Present every line in which the string "styles" appears.

## START Data provided

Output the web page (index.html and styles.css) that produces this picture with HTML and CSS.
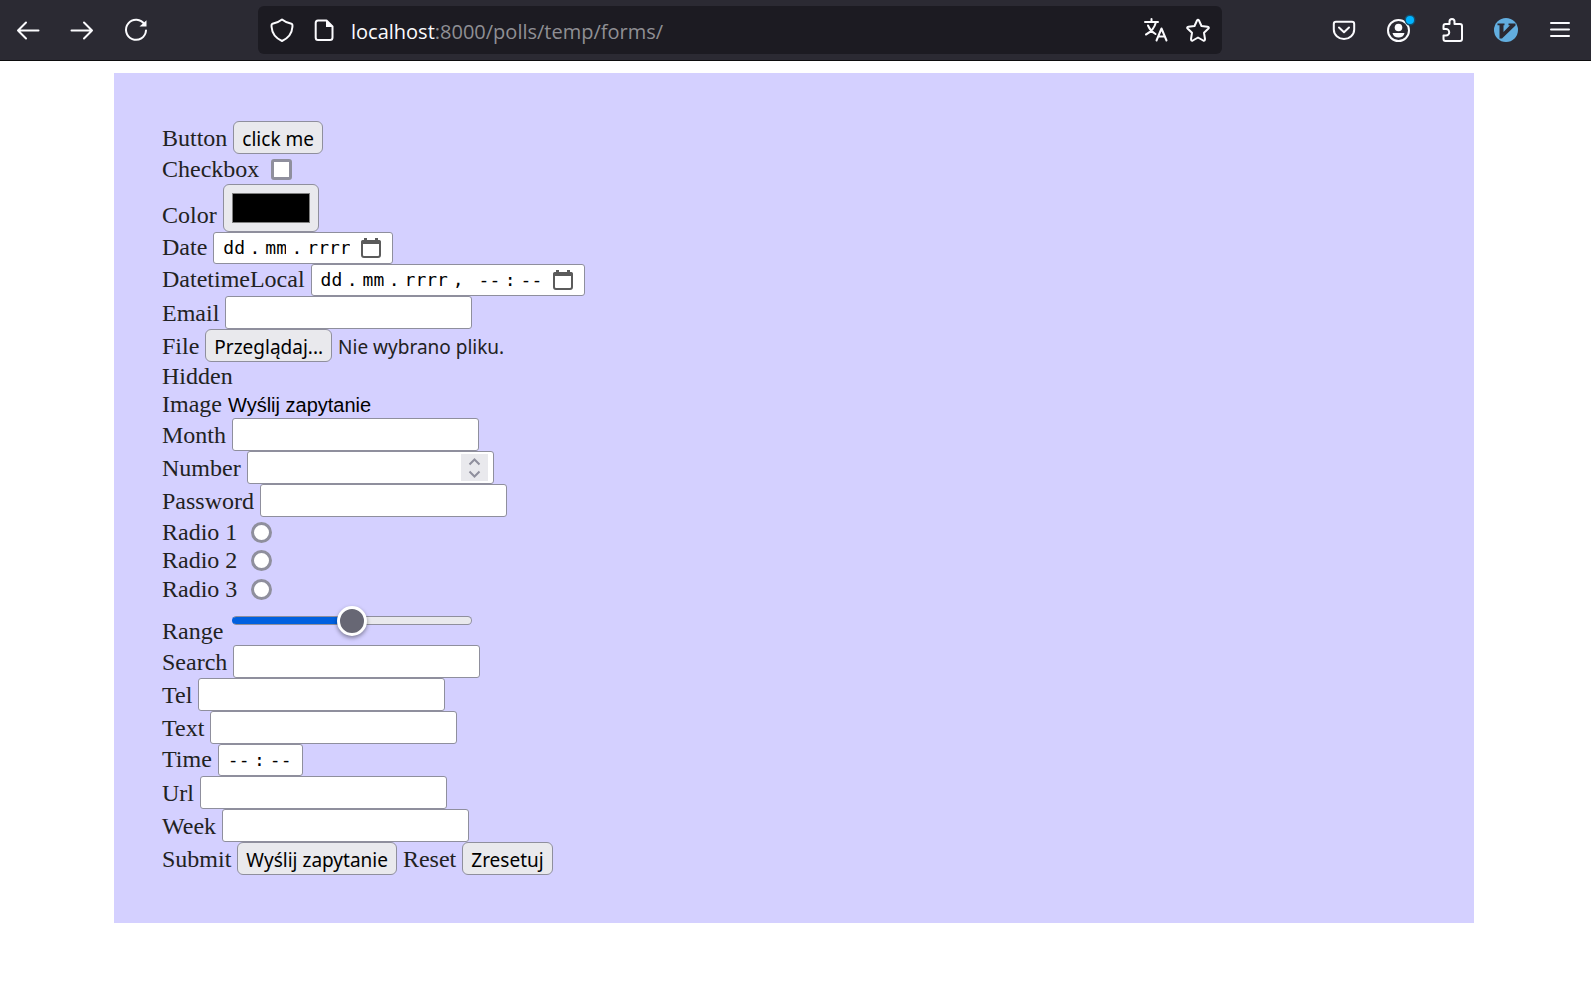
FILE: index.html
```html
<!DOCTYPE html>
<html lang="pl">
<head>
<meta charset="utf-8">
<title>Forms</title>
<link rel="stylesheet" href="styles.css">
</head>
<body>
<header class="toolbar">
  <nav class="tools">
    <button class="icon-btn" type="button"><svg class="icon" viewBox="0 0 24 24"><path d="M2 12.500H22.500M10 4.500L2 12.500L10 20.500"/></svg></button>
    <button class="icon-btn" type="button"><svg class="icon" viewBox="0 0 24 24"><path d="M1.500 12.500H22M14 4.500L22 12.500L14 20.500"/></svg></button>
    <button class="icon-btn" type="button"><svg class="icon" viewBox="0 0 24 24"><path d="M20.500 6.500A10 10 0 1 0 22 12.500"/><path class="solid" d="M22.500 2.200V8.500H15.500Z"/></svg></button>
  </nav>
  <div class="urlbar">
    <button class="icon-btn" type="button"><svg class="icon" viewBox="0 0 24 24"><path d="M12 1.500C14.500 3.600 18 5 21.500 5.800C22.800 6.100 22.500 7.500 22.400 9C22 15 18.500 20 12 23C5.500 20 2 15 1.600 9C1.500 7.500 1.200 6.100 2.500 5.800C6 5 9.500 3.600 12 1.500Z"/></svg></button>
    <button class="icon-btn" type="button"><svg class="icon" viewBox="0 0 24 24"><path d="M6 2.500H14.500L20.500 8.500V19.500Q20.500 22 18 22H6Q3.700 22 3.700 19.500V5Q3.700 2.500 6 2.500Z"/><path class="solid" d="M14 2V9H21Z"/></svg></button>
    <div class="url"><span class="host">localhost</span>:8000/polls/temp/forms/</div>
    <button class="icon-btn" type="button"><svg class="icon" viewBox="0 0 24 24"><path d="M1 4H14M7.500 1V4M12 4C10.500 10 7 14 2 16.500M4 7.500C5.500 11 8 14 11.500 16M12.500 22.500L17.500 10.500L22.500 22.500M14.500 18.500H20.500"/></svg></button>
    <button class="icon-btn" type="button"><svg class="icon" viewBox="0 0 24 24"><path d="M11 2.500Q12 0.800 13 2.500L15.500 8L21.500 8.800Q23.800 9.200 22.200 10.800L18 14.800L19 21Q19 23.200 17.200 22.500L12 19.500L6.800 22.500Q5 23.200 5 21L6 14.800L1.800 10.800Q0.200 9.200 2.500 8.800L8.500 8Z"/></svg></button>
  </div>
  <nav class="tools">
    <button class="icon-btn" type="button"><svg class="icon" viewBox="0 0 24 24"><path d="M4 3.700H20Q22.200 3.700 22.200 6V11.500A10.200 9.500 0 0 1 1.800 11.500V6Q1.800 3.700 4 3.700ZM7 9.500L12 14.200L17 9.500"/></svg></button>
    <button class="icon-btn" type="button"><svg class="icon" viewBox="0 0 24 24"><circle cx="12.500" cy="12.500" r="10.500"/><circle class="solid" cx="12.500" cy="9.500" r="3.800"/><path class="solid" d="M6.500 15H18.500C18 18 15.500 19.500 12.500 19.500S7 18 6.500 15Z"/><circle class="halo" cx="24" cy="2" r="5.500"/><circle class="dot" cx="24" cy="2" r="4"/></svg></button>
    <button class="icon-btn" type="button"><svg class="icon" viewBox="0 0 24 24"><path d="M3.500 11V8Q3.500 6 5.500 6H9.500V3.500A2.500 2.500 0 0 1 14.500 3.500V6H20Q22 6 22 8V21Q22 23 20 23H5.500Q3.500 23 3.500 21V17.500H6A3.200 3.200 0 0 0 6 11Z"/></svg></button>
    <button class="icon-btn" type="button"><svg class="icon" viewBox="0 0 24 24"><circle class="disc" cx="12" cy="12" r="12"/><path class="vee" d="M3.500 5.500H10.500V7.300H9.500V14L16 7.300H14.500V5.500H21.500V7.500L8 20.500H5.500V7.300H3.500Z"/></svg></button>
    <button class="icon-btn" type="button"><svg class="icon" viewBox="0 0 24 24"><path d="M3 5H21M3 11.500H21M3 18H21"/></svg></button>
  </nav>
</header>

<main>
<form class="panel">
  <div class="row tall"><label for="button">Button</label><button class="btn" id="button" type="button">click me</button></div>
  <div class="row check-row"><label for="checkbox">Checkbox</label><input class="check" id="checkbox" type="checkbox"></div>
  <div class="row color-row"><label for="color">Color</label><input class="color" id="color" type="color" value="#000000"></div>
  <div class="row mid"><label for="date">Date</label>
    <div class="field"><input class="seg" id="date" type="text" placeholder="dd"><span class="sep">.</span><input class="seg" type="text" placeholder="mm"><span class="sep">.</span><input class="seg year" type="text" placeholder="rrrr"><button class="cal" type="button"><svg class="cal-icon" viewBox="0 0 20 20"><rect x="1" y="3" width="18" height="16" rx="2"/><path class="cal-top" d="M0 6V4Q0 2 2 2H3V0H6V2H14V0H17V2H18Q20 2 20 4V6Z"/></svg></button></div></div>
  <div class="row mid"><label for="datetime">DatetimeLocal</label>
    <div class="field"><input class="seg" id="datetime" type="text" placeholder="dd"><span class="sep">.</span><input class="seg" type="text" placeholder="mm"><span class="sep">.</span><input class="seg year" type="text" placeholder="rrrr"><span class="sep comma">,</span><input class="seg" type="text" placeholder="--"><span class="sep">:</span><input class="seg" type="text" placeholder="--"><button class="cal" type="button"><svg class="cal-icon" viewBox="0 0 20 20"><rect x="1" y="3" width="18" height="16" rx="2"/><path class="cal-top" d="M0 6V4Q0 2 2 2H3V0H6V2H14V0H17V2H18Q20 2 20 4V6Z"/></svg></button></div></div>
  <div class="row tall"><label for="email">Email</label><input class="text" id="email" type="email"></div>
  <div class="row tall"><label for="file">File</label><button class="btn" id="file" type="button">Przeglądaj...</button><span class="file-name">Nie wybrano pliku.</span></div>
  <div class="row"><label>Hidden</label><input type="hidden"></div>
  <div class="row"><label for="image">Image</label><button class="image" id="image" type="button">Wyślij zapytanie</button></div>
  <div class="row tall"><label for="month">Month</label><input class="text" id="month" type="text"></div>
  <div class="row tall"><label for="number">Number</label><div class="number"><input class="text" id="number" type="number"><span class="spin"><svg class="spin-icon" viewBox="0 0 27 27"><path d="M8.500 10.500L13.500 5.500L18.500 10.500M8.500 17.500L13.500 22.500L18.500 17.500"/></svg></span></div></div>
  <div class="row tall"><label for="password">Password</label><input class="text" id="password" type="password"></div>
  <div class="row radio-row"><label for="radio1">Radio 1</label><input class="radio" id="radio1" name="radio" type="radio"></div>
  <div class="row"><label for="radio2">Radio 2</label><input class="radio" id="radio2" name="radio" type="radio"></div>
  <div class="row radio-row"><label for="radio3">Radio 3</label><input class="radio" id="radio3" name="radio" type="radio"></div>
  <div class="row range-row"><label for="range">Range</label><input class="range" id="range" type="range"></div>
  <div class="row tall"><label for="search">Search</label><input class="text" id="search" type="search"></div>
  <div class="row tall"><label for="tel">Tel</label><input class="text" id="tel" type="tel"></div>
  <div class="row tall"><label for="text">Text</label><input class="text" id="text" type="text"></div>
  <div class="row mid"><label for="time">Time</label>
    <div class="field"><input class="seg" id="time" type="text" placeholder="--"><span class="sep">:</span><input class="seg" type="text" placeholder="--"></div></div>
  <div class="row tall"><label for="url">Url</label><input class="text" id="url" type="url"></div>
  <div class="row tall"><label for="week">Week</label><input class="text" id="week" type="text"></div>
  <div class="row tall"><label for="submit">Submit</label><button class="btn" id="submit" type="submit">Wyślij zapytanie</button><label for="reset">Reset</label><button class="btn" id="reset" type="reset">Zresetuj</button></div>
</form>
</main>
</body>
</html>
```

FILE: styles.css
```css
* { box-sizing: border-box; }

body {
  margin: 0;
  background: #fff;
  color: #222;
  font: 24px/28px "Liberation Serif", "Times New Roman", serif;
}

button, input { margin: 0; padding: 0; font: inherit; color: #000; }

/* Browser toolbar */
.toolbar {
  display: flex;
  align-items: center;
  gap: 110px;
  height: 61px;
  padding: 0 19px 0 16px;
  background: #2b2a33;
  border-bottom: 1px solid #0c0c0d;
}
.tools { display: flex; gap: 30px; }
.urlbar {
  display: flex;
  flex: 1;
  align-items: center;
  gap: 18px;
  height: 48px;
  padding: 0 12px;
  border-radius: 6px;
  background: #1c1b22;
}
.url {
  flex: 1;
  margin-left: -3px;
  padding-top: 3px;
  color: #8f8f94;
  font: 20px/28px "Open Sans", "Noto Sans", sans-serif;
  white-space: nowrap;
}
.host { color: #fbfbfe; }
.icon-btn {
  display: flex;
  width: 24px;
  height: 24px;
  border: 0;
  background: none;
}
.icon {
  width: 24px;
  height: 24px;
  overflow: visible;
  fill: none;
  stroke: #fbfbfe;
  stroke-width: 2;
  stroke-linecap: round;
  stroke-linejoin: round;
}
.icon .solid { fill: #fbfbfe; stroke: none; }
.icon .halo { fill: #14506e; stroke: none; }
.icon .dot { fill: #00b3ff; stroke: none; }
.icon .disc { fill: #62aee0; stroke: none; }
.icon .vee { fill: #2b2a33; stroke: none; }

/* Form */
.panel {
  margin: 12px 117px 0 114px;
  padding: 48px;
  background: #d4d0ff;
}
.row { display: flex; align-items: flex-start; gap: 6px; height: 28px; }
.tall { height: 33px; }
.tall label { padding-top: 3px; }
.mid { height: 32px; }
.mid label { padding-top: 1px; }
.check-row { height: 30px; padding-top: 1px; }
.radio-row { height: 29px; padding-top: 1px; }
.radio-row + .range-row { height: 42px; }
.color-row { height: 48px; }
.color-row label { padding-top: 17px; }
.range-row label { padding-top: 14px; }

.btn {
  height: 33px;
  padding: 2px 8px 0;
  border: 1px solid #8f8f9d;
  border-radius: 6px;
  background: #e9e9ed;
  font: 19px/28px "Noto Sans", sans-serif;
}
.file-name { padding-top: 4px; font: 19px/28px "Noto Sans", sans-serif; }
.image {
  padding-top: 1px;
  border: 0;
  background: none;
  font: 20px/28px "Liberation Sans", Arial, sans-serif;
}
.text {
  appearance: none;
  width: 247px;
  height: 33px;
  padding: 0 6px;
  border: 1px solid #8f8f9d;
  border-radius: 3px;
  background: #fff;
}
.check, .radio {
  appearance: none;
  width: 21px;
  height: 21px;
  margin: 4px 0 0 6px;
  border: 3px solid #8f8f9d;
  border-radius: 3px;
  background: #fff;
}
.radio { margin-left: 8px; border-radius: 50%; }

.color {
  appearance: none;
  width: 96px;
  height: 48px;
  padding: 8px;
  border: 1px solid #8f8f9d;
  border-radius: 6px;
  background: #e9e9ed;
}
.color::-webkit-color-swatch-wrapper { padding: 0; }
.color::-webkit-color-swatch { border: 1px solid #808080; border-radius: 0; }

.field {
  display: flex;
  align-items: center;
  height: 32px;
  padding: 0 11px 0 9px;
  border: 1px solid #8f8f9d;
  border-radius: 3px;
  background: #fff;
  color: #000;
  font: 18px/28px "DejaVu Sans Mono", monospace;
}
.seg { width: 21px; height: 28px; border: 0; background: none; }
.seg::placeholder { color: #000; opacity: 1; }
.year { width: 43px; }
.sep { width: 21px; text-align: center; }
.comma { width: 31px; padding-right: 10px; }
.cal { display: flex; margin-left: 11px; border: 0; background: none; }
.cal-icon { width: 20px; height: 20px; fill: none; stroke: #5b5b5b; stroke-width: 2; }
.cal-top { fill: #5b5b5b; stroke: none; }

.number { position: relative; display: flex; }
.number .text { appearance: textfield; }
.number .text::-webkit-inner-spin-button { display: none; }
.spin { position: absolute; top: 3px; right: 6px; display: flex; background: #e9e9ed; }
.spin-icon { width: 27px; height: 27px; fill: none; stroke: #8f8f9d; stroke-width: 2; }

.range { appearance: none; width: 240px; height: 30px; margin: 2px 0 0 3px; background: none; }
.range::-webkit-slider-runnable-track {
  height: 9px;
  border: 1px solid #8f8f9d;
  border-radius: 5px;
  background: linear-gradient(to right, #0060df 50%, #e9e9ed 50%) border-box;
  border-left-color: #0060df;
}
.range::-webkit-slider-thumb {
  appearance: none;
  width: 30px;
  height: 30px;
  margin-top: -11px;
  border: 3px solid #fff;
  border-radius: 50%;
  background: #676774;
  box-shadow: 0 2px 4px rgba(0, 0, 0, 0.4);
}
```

## END Data provided

Exercise result —
Output the web page (index.html and styles.css) that produces this picture with HTML and CSS.
<link rel="stylesheet" href="styles.css">
FILE: styles.css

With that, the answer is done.